Data Lakes Explained in Simple Terms

As businesses generate massive amounts of data, there comes a need to find efficient ways of storing and analysing that data. Traditional storage methods come with limitations when dealing with raw unstructured data. This is where data lakes come in.

What is a Data Lake?

A lake is a vast body of water where all types of streams and rivers of data flow into it, the lake stores the raw, unfiltered, natural water that can be processed later and used as needed. Similarly, a data lake stores raw, unfiltered data that can be processed and analysed later as needed.

Doubling down on the analogies, a data lake is like an attic where you store all sorts of things e.g. old clothes, photo albums, unused furniture, old tech and gadgets. Nothing is organised and not everything is labelled like in a neat kitchen pantry. You store things in the attic as they come. However, when you do need something, you can always search through the attic for that thing, clean that thing and then use it.

That's how a data lake works with data, "data attic" just doesn't sound as nice.

How Does a Data Lake Work?

  • A large storage system that holds all types of data, both structured - like spreadsheets - and unstructured - like videos, images, and PDFs.

  • Data is stored exactly as it's collected without any cleaning, processing or organising.

  • If and when needed, businesses can analyse, filter, and process specific parts of the data.

Example: Data Lakes in E-Commerce

  • A large e-commerce website collects vast amounts of customer interaction data daily such as purchases and reviews.

  • Instead of sorting and cleaning the data as soon as it's collected, they can store all the data in a data lake, it does take a lot of resources to process all the data coming in.

  • Later on, for that big boardroom meeting, they can analyse the data to see how they can improve product recommendations and recognise customer preference trends.

How Does a Data Lake Build on Blob Storage

Blob storage is like a collection of buckets, each bucket holding something different e.g. one bucket holding images, another holding videos, another holding PDF files. This system lacks a built-in function of searching across all the buckets.

A data lake is one place where all the buckets flow in that you can later filter, purify and extract exactly what you need.

Going From Buckets to Lakes

So how does a data lake build on the blob storage system which is a basic storage of files?

  • Adding structure - it organises data into folders and sub-folders to create some level of practical structure

  • Enhanced Searchability - files have the option of including meta data which can help locate those files when needed later.

  • Security - allows for management of access control to protect sensitive data.

How is a Data Lake Different to a Data Warehouse?

From the Attic to the Library

Think about the difference between books in a library and books in your attic.
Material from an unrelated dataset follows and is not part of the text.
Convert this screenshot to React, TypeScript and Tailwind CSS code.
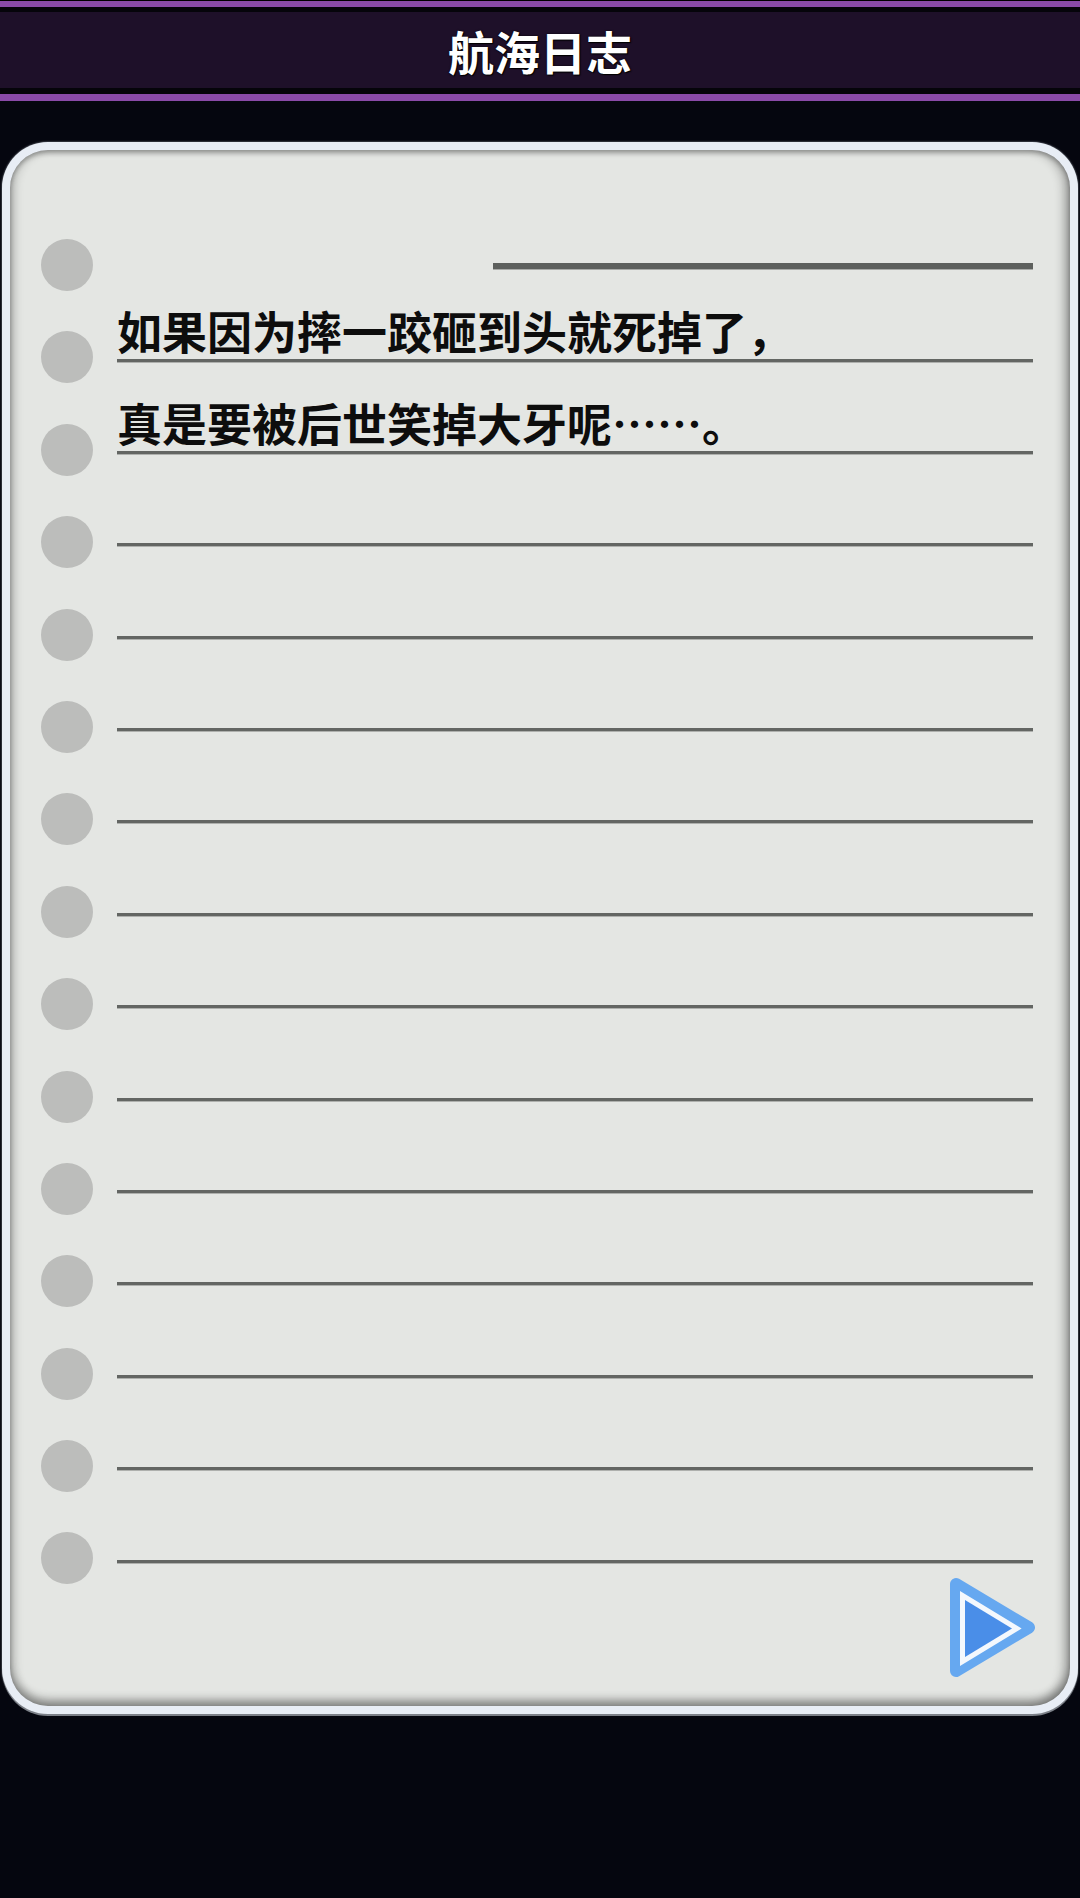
import React from 'react'

const lines = [
  '如果因为摔一跤砸到头就死掉了，',
  '真是要被后世笑掉大牙呢……。',
  '', '', '', '', '', '', '', '', '', '', '', '',
]

const cjk = { fontFamily: '"Noto Sans CJK SC", "Noto Sans", sans-serif' }

function PlayButton() {
  return (
    <svg width="95" height="109" viewBox="0 0 95 109" className="-mr-[7px]">
      <polygon points="11,11 11,98 84,54.5" fill="#66a8f0" stroke="#66a8f0" strokeWidth="12" strokeLinejoin="round" />
      <polygon points="20,27 20,84 67,55.5" fill="#f4f8fd" stroke="#f4f8fd" strokeWidth="10" strokeLinejoin="miter" />
      <polygon points="20,27 20,84 67,55.5" fill="#4a8ee8" />
    </svg>
  )
}

export default function App() {
  return (
    <div className="w-full min-h-[1898px] bg-[#05060f]" style={cjk} lang="zh-CN">
      {/* header */}
      <div className="bg-black pt-[1px]">
        <div className="h-[6px] bg-[#8a4aa8]"></div>
        <div className="h-[5px] bg-[#05040a]"></div>
        <div className="h-[76px] bg-[#1e1029] flex items-center justify-center">
          <h1 className="text-white font-bold text-[46px] leading-none [text-shadow:0_0_2px_#000,1px_1px_1px_#000]">航海日志</h1>
        </div>
        <div className="h-[6px] bg-[#05040a]"></div>
        <div className="h-[7px] bg-[#8a4aa8]"></div>
      </div>

      {/* notebook */}
      <div className="mx-[2px] mt-[41px] h-[1572px] rounded-[46px] bg-[#e8edf5] p-[8px] shadow-[0_2px_0_#7c8088,0_0_2px_#9aa0a8]">
        <div className="h-full rounded-[38px] bg-[#e4e6e3] shadow-[inset_0_-7px_8px_rgba(0,0,0,0.3),inset_0_3px_4px_rgba(0,0,0,0.22),inset_6px_0_8px_rgba(0,0,0,0.12),inset_-7px_0_10px_rgba(0,0,0,0.22)] flex pl-[31px] pr-[37px]">
          <div className="flex flex-col gap-[40.4px] pt-[89px]">
            {Array.from({ length: 15 }).map((_, i) => (
              <div key={i} className="w-[52px] h-[52px] rounded-full bg-[#bcbdbb]"></div>
            ))}
          </div>
          <div className="flex-1 ml-[24px] pt-[113px] flex flex-col">
            <div className="ml-[376px] h-[6px] bg-[#5d605d] shadow-[0_1px_0_#a8aaa7]"></div>
            {lines.map((t, i) => (
              <div
                key={i}
                className={
                  (i === 0 ? 'h-[92.5px]' : 'h-[92.4px]') +
                  ' border-b-[3px] border-[#636663] shadow-[0_1px_0_#aeb0ad] flex items-end pb-[6px]'
                }
              >
                <span className="text-[45px] leading-none font-bold text-[#0d0d0d] whitespace-nowrap">{t}</span>
              </div>
            ))}
            <div className="flex justify-end mt-[10px]">
              <PlayButton />
            </div>
          </div>
        </div>
      </div>
    </div>
  )
}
At the library, the books are organised very neatly according to a specific categorisation code so that you can very quickly find what you're looking for.

The books in your attic lack this structure but you can still find a book that you're looking for with a bit of time because your books are all in the "book corner", they're just not organised.

Data LakeData Warehouse
Raw, unprocessed dataClean, structured data
Cheap storageExpensive storage
Slower speed, data requires processingFast speed, data optimised for analysis
Best for storing vast amounts of raw dataBest for business intelligence and reports

Example: Data Lakes and Data Warehouses in Banking

  • A bank can store processed transactions in a data warehouse so that they can instantly generate reports on spending and detect fraud.
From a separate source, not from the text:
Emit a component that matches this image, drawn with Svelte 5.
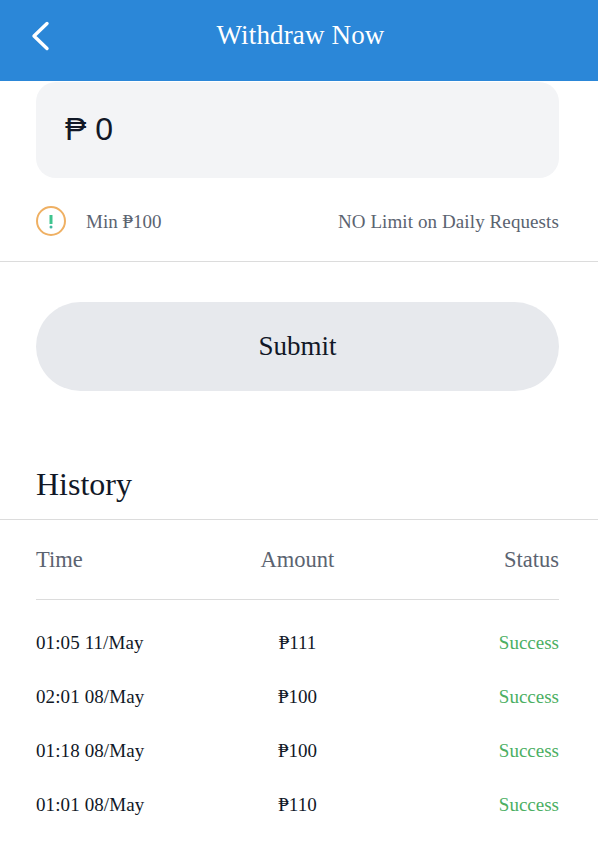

  • This is fast but expensive as the processed transactions data need cleaning and structuring storage.

  • They can also store their unprocessed transactions data in a data lake for future fraud analysis and processing.

Why Do Businesses Use Data Lakes

  • Storing unstructured data - unlike data warehouses that can only hold structured data, data lakes can hold all types of data without requiring structure.

  • Big Data and AI - machine learning models can be trained on vast amounts of raw data.

  • Cost-Effective - Without the requirement of immediate structuring and processing, they are cheaper than data warehouses.

  • Flexible Data Exploration - historical data that wasn't processed or needed in the past can be processed now if needed.